Who blinks first: No. 4 seed Washington State vs. No. 5 seed Notre Dame
Wazzu can't score and the Irish can't miss, so it will be a classic battle of wills if the two meet in the second round. The Cougars, the classic ugly-it-up team, rank third in the nation in scoring defense, giving up just 56.5 points per game. Only UCLA topped 80 points against the Cougars, and only three teams topped 70 points. Notre Dame, in the meantime, averages 80.6 points, 15th in the country. The Irish's fewest points in a game is 65.
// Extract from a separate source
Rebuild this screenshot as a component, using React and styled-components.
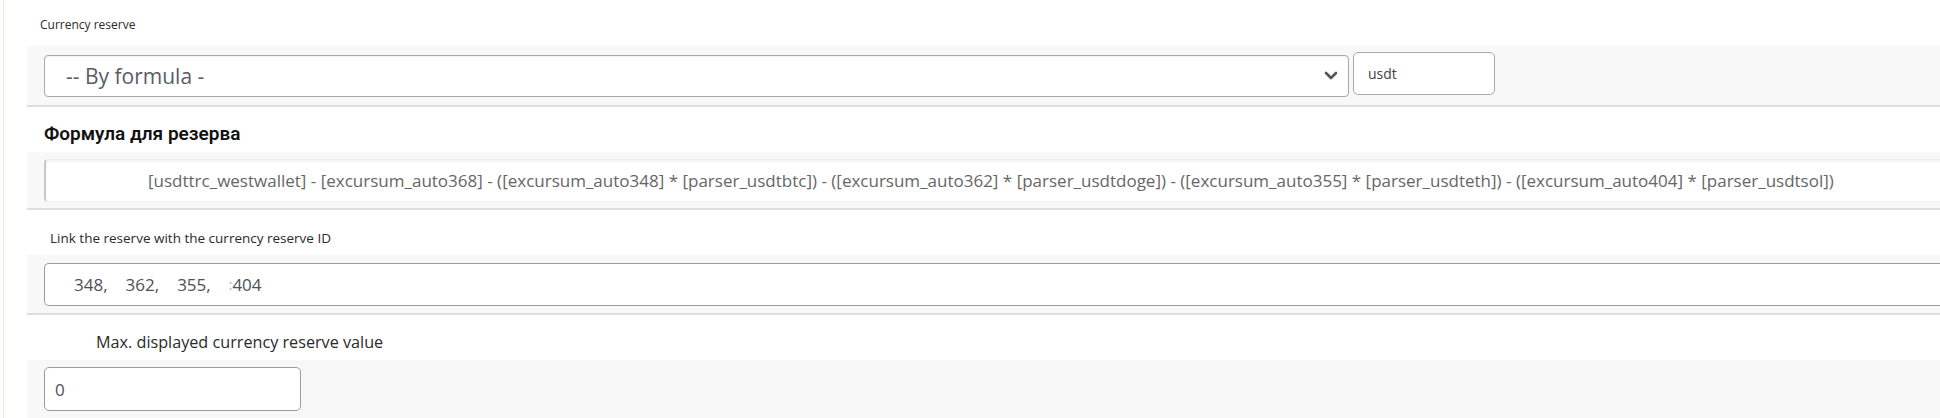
import React from "react";
import styled, { createGlobalStyle } from "styled-components";

const GlobalStyle = createGlobalStyle`
  html, body {
    margin: 0;
    padding: 0;
    background: #ffffff;
    overflow: hidden;
  }
  body {
    font-family: "Open Sans", "Liberation Sans", sans-serif;
    color: #222;
  }
`;

const Page = styled.div`
  width: 1940px;
  height: 418px;
  margin-left: 3px;
  border-left: 1px solid #f1e8df;
  padding-left: 23px;
  box-sizing: border-box;
`;

const Label = styled.div`
  height: ${(p) => p.h}px;
  padding-left: ${(p) => p.indent}px;
  padding-top: ${(p) => p.top}px;
  box-sizing: border-box;
  font-size: ${(p) => p.size}px;
  color: #2a2a2a;
  line-height: 1.2;
  white-space: nowrap;
`;

const Heading = styled.div`
  height: 45px;
  padding-left: 17px;
  padding-top: 15px;
  box-sizing: border-box;
  font-family: Roboto, "Liberation Sans", sans-serif;
  font-weight: 600;
  font-size: 19px;
  color: #111;
`;

const Band = styled.div`
  display: flex;
  align-items: flex-start;
  gap: 4px;
  background: #f8f8f8;
  padding: ${(p) => p.pad};
  padding-left: 17px;
  border-bottom: ${(p) => (p.last ? "none" : "2px solid #dedede")};
  box-sizing: border-box;
  height: ${(p) => p.h}px;
`;

const Select = styled.div`
  width: 1305px;
  height: 42px;
  margin-top: 3px;
  box-sizing: border-box;
  border: 1px solid #a9a9a9;
  border-radius: 4px;
  background: #fff;
  box-shadow: inset 0 1px 2px rgba(0, 0, 0, 0.06);
  display: flex;
  align-items: center;
  justify-content: space-between;
  padding: 0 10px 0 21px;
  font-size: 21px;
  color: #5a5d66;
`;

const Chevron = styled.svg`
  width: 14px;
  height: 10px;
  flex: none;
`;

const CodeInput = styled.div`
  width: 142px;
  height: 43px;
  box-sizing: border-box;
  border: 1px solid #a9a9a9;
  border-radius: 5px;
  background: #fff;
  display: flex;
  align-items: center;
  padding-left: 14px;
  font-size: 14px;
  color: #444;
`;

const FormulaBox = styled.div`
  flex: none;
  width: 1900px;
  height: 43px;
  box-sizing: border-box;
  background: #fff;
  border: 1px solid #ececec;
  border-left: 2px solid #c8c8c8;
  border-radius: 4px 0 0 4px;
  box-shadow: inset 0 2px 3px rgba(0, 0, 0, 0.05);
  display: flex;
  align-items: center;
  padding-left: 102px;
  font-size: 17px;
  color: #666;
  white-space: nowrap;
  overflow: hidden;
`;

const TextField = styled.div`
  flex: none;
  width: ${(p) => p.w}px;
  height: ${(p) => p.h}px;
  box-sizing: border-box;
  border: 1px solid #9c9c9c;
  border-right: ${(p) => (p.open ? "none" : "1px solid #9c9c9c")};
  border-radius: ${(p) => (p.open ? "5px 0 0 5px" : "5px")};
  background: #fff;
  display: flex;
  align-items: center;
  padding-left: ${(p) => p.pl}px;
  font-size: 17px;
  color: #4f5157;
  white-space: pre;
`;

const Id = styled.span`
  margin-right: ${(p) => p.gap}px;
`;

const Caret = styled.span`
  color: #b5b5b5;
  font-size: 14px;
`;

const ids = ["348,", "362,", "355,"];

const formula =
  "[usdttrc_westwallet] - [excursum_auto368] - ([excursum_auto348] * [parser_usdtbtc]) - ([excursum_auto362] * [parser_usdtdoge]) - ([excursum_auto355] * [parser_usdteth]) - ([excursum_auto404] * [parser_usdtsol])";

const App = () => {
  return (
    <>
      <GlobalStyle />
      <Page>
        {/* Currency reserve */}
        <Label h={46} indent={13} top={18} size={12}>
          Currency reserve
        </Label>
        <Band pad="6px 0 0 0" h={61}>
          <Select>
            <span>-- By formula -</span>
            <Chevron viewBox="0 0 14 10">
              <polyline
                points="2,2 7,7 12,2"
                fill="none"
                stroke="#555"
                strokeWidth="2.6"
                strokeLinecap="round"
                strokeLinejoin="round"
              />
            </Chevron>
          </Select>
          <CodeInput>usdt</CodeInput>
        </Band>

        {/* Formula */}
        <Heading>Формула для резерва</Heading>
        <Band pad="7px 0 0 0" h={58}>
          <FormulaBox>{formula}</FormulaBox>
        </Band>

        {/* Linked ids */}
        <Label h={45} indent={23} top={20} size={13.5}>
          Link the reserve with the currency reserve ID
        </Label>
        <Band pad="8px 0 0 0" h={60}>
          <TextField w={1900} h={43} pl={29} open>
            {ids.map((id) => (
              <Id key={id} gap={18}>
                {id}
              </Id>
            ))}
            <Caret>:</Caret>
            404
          </TextField>
        </Band>

        {/* Max value */}
        <Label h={45} indent={69} top={18} size={16.2}>
          Max. displayed currency reserve value
        </Label>
        <Band pad="7px 0 0 0" h={58} last>
          <TextField w={257} h={44} pl={10}>
            0
          </TextField>
        </Band>
      </Page>
    </>
  );
};

export default App;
5-12 fun continues: Notre Dame vs. George Mason, Clemson vs. Villanova, Drake vs. Western Kentucky, Michigan State vs. Temple
The line where anything can happen looks again like an upset waiting to happen. George Mason will try to be this year's George Mason. Clemson is making its first tourney appearance since 1998, and Villanova is making its fourth consecutive appearance. Drake, with its walk-on turned superstar Adam Emmenecker, will need to beat Western and its future pro, Courtney Lee; Tom Izzo's schizo Spartans, a team that struggled for 36 against Iowa and poured in 103 against Indiana, plays a Temple team that hasn't lost since Feb. 23, winning its last seven.
This game, though, could come down to the most basic fundamentals: fewest clangs from the line. Memphis ranks 327th in free-throw percentage, connecting on only 59.2 percent. Pittsburgh is equally ugly at No. 231, making just 67.2.